WHAT THE EXERCISE ASKS
Using the records below, report how many lines hold "that", with no extra text.

Items from a data source

◇ ◇ ◇ ◇

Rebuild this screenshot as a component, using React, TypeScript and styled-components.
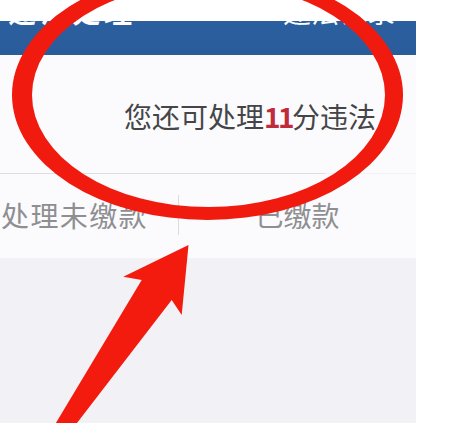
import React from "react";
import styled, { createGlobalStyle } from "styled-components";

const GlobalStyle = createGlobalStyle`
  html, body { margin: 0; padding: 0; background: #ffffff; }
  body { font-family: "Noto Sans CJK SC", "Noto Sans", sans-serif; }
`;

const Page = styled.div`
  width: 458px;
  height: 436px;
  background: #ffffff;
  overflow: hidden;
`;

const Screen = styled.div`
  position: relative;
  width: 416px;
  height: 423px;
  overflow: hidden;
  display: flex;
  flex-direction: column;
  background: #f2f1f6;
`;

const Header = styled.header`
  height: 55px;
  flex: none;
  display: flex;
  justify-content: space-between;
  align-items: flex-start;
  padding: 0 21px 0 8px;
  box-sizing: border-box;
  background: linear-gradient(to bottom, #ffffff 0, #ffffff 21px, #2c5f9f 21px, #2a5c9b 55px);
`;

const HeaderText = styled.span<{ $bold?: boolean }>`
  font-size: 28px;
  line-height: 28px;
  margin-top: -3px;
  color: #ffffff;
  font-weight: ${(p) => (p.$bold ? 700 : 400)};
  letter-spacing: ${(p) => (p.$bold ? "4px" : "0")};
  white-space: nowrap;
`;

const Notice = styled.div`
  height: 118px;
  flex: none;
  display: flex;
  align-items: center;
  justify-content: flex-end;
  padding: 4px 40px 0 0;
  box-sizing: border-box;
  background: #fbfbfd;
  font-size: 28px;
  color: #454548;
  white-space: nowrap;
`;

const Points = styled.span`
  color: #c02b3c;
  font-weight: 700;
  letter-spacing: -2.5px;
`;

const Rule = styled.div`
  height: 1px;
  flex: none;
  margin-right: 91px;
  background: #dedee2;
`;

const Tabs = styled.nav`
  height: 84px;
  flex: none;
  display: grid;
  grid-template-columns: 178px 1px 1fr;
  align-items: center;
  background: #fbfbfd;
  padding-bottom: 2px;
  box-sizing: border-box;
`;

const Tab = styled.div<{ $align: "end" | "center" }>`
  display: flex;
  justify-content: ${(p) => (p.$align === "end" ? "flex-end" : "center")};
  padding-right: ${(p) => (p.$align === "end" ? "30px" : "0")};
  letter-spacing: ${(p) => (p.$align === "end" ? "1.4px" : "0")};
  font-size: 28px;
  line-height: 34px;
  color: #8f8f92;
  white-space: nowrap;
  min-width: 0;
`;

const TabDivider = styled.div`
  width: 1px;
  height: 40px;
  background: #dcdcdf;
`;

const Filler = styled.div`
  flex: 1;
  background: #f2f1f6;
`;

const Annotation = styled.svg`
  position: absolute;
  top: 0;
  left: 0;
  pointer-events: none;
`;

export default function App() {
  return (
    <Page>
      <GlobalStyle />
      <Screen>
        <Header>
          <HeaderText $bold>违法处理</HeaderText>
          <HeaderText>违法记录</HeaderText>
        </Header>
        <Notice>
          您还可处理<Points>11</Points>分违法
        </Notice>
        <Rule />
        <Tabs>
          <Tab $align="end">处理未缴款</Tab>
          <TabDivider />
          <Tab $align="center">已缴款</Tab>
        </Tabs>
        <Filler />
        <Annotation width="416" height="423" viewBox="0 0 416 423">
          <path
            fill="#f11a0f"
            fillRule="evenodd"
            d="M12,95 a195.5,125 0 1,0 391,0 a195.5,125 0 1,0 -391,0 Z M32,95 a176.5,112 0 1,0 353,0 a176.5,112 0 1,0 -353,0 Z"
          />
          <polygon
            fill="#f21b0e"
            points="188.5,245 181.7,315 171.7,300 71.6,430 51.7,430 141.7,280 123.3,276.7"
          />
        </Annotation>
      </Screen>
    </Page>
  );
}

◇ ◇ ◇ ◇

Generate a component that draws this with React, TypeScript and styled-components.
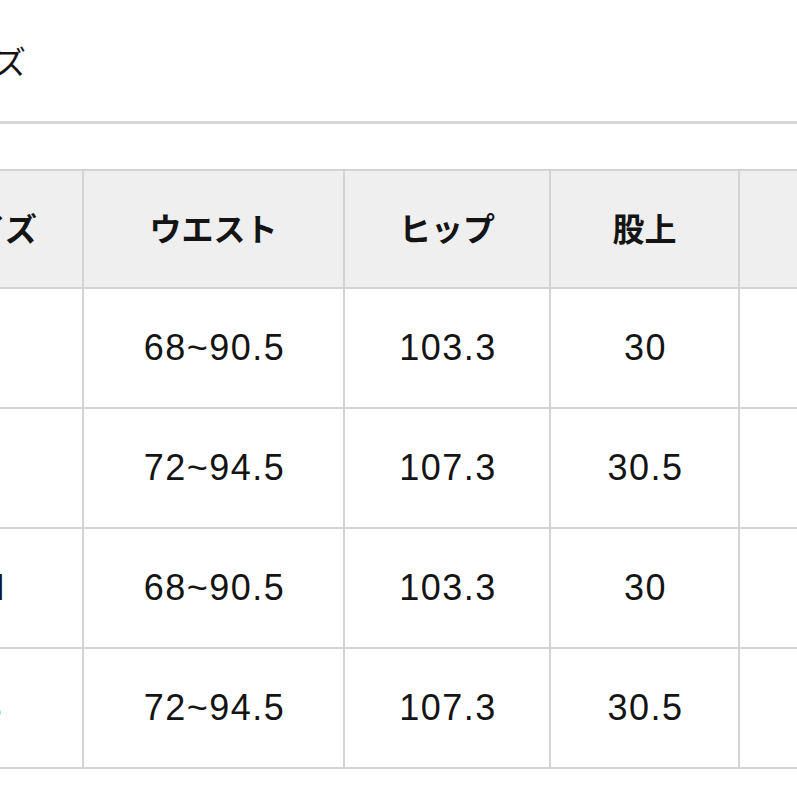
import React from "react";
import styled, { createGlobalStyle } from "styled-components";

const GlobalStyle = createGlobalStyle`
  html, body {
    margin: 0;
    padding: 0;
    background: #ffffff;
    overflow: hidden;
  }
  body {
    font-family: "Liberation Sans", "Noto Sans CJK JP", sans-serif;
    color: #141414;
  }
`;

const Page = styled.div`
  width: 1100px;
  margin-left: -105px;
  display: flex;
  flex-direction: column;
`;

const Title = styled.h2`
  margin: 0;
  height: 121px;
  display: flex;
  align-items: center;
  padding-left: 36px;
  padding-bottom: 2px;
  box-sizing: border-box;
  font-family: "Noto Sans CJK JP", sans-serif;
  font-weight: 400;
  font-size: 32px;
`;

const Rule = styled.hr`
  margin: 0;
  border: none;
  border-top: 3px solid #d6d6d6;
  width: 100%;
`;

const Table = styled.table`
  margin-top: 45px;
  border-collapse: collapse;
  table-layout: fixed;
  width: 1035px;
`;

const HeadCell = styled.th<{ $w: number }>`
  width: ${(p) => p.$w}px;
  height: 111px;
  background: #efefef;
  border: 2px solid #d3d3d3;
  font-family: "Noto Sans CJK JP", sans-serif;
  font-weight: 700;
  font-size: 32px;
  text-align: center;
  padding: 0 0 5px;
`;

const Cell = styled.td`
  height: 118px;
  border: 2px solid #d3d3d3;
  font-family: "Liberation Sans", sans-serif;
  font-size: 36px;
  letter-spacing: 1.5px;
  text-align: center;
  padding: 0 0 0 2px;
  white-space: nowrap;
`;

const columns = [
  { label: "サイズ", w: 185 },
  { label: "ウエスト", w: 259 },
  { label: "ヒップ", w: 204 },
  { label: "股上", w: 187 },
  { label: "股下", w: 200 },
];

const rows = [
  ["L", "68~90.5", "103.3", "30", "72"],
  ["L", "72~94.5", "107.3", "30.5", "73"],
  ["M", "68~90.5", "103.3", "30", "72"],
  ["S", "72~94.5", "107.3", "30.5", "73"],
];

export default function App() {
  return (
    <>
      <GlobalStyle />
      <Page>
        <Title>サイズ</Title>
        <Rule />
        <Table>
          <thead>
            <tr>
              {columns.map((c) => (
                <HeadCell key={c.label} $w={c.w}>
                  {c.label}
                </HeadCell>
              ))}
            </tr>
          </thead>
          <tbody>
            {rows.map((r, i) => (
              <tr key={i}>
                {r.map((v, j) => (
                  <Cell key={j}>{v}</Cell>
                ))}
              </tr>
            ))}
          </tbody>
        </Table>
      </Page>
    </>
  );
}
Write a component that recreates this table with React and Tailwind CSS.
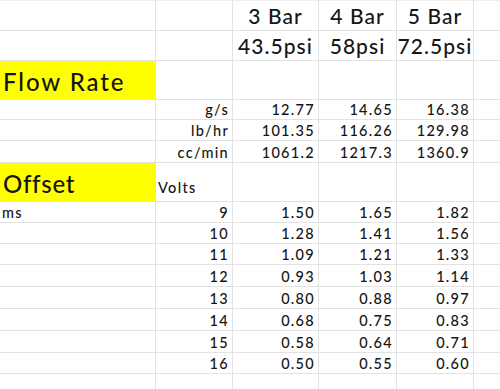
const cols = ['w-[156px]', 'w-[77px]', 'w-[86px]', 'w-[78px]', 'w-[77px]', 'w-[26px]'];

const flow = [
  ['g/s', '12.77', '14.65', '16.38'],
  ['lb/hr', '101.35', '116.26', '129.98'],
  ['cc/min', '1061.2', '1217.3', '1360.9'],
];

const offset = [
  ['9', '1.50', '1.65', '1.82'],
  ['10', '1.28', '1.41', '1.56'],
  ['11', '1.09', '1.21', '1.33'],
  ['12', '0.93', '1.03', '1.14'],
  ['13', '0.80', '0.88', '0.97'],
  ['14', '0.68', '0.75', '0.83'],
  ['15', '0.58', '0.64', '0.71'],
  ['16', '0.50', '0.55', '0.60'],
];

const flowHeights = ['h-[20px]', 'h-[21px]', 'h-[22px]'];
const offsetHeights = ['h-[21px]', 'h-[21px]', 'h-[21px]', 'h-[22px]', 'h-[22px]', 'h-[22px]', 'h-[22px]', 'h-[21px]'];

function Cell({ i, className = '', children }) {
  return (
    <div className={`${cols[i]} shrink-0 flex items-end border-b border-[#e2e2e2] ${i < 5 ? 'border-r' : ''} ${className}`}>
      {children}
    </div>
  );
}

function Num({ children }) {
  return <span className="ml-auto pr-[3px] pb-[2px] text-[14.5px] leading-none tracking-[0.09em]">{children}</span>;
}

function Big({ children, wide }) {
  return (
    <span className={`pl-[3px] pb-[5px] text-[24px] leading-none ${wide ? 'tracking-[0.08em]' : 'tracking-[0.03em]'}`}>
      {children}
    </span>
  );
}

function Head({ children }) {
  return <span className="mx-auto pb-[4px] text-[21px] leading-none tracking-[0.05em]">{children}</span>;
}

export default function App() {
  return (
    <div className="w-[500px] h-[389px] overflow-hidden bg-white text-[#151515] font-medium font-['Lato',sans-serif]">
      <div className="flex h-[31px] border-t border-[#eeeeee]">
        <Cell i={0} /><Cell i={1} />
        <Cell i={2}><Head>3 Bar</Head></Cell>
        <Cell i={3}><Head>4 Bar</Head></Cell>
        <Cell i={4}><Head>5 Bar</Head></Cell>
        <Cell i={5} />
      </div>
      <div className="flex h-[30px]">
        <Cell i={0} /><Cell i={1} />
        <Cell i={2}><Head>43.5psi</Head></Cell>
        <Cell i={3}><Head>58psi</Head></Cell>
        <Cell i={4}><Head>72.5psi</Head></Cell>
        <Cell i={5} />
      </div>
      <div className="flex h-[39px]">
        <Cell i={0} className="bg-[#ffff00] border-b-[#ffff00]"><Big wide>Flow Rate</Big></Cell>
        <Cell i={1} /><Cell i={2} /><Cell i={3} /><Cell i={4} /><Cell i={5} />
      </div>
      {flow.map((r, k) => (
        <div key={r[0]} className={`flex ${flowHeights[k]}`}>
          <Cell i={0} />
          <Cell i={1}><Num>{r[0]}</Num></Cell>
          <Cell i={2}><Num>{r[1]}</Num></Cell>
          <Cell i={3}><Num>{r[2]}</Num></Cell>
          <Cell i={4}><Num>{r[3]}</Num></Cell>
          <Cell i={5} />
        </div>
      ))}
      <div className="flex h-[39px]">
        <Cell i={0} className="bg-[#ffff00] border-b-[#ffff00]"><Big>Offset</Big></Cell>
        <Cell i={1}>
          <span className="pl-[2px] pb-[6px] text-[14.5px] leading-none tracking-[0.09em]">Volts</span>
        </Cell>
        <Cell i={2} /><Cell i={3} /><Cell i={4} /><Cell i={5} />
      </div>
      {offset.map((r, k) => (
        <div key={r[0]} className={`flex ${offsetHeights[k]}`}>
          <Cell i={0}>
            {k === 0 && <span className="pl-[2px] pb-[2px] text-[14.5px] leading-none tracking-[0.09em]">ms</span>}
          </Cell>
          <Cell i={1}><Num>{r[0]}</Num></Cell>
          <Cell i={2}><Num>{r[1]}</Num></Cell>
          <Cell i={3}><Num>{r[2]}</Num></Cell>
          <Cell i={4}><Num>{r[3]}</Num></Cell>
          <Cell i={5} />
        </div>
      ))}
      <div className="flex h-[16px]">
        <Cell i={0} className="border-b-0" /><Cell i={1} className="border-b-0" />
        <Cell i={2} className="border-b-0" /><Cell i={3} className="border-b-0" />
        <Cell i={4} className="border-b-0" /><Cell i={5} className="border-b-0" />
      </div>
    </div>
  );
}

◇ ◇ ◇ ◇

CORRECT RESPONSE
2